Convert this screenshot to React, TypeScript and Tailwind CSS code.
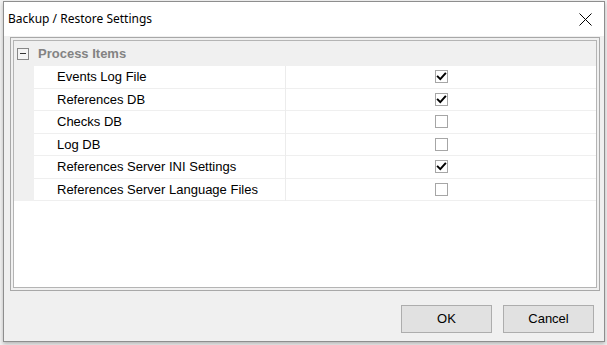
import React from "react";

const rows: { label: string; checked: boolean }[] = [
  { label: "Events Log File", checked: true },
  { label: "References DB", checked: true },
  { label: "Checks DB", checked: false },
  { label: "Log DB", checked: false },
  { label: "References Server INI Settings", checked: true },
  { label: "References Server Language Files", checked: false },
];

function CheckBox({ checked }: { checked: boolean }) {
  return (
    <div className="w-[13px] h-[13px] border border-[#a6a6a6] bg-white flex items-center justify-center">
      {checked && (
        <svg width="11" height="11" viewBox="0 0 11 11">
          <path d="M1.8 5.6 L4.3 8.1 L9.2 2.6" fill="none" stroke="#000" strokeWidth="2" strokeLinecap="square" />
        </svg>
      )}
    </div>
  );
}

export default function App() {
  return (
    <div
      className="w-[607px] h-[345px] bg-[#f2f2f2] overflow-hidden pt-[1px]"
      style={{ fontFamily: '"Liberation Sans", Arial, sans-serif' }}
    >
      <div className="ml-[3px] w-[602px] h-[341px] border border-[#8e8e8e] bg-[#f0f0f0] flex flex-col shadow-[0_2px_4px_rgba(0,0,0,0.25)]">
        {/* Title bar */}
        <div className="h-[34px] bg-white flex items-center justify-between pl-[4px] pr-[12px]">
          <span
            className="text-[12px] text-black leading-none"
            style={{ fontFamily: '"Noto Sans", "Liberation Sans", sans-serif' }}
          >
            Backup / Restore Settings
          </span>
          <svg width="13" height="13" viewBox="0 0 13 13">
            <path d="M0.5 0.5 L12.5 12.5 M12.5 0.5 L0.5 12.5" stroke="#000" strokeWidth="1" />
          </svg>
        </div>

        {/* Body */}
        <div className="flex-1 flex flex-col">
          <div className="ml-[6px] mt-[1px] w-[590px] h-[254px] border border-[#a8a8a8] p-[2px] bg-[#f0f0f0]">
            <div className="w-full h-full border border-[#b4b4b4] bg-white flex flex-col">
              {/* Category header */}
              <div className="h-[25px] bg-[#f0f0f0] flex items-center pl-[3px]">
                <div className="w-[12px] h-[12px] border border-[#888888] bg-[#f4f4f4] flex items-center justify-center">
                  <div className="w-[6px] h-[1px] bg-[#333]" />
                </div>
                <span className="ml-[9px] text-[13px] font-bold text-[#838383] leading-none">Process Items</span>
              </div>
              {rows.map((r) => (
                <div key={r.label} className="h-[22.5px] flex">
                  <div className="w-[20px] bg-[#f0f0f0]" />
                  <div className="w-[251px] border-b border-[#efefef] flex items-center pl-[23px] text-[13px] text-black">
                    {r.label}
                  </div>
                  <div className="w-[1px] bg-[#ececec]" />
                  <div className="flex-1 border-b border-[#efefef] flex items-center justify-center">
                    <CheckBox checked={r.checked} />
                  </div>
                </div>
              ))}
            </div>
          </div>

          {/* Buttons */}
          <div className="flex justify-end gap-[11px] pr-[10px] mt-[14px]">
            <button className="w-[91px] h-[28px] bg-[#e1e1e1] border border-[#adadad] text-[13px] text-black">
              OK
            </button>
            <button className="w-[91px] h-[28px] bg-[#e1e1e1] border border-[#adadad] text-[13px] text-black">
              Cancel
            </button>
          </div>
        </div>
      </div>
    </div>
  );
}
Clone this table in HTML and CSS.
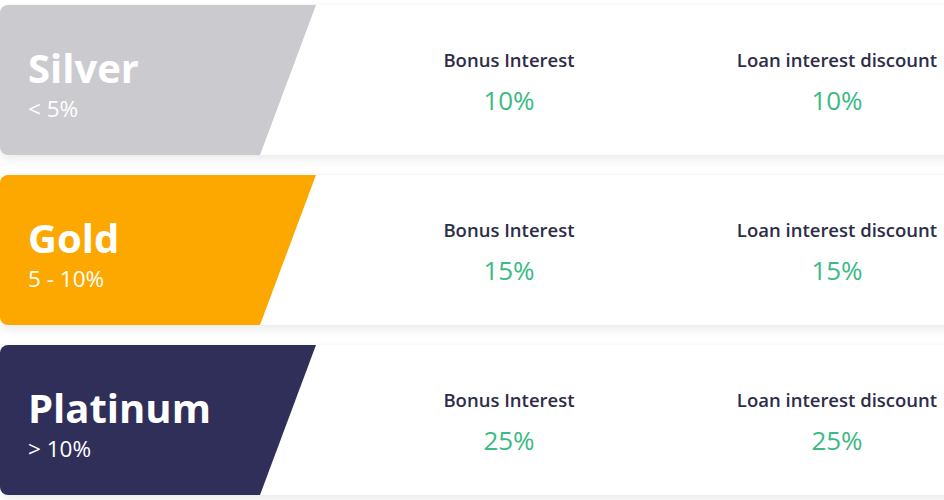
______________________________
→ **Exercise goal**
In the copy, include all records verbatim but no images.

→ **Written response**
Convert this screenshot to React, TypeScript and Tailwind CSS code.
import React from "react";

const rows: { label: string; checked: boolean }[] = [
  { label: "Events Log File", checked: true },
  { label: "References DB", checked: true },
  { label: "Checks DB", checked: false },
  { label: "Log DB", checked: false },
  { label: "References Server INI Settings", checked: true },
  { label: "References Server Language Files", checked: false },
];

function CheckBox({ checked }: { checked: boolean }) {
  return (
    <div className="w-[13px] h-[13px] border border-[#a6a6a6] bg-white flex items-center justify-center">
      {checked && (
        <svg width="11" height="11" viewBox="0 0 11 11">
          <path d="M1.8 5.6 L4.3 8.1 L9.2 2.6" fill="none" stroke="#000" strokeWidth="2" strokeLinecap="square" />
        </svg>
      )}
    </div>
  );
}

export default function App() {
  return (
    <div
      className="w-[607px] h-[345px] bg-[#f2f2f2] overflow-hidden pt-[1px]"
      style={{ fontFamily: '"Liberation Sans", Arial, sans-serif' }}
    >
      <div className="ml-[3px] w-[602px] h-[341px] border border-[#8e8e8e] bg-[#f0f0f0] flex flex-col shadow-[0_2px_4px_rgba(0,0,0,0.25)]">
        {/* Title bar */}
        <div className="h-[34px] bg-white flex items-center justify-between pl-[4px] pr-[12px]">
          <span
            className="text-[12px] text-black leading-none"
            style={{ fontFamily: '"Noto Sans", "Liberation Sans", sans-serif' }}
          >
            Backup / Restore Settings
          </span>
          <svg width="13" height="13" viewBox="0 0 13 13">
            <path d="M0.5 0.5 L12.5 12.5 M12.5 0.5 L0.5 12.5" stroke="#000" strokeWidth="1" />
          </svg>
        </div>

        {/* Body */}
        <div className="flex-1 flex flex-col">
          <div className="ml-[6px] mt-[1px] w-[590px] h-[254px] border border-[#a8a8a8] p-[2px] bg-[#f0f0f0]">
            <div className="w-full h-full border border-[#b4b4b4] bg-white flex flex-col">
              {/* Category header */}
              <div className="h-[25px] bg-[#f0f0f0] flex items-center pl-[3px]">
                <div className="w-[12px] h-[12px] border border-[#888888] bg-[#f4f4f4] flex items-center justify-center">
                  <div className="w-[6px] h-[1px] bg-[#333]" />
                </div>
                <span className="ml-[9px] text-[13px] font-bold text-[#838383] leading-none">Process Items</span>
              </div>
              {rows.map((r) => (
                <div key={r.label} className="h-[22.5px] flex">
                  <div className="w-[20px] bg-[#f0f0f0]" />
                  <div className="w-[251px] border-b border-[#efefef] flex items-center pl-[23px] text-[13px] text-black">
                    {r.label}
                  </div>
                  <div className="w-[1px] bg-[#ececec]" />
                  <div className="flex-1 border-b border-[#efefef] flex items-center justify-center">
                    <CheckBox checked={r.checked} />
                  </div>
                </div>
              ))}
            </div>
          </div>

          {/* Buttons */}
          <div className="flex justify-end gap-[11px] pr-[10px] mt-[14px]">
            <button className="w-[91px] h-[28px] bg-[#e1e1e1] border border-[#adadad] text-[13px] text-black">
              OK
            </button>
            <button className="w-[91px] h-[28px] bg-[#e1e1e1] border border-[#adadad] text-[13px] text-black">
              Cancel
            </button>
          </div>
        </div>
      </div>
    </div>
  );
}
Clone this table in HTML and CSS.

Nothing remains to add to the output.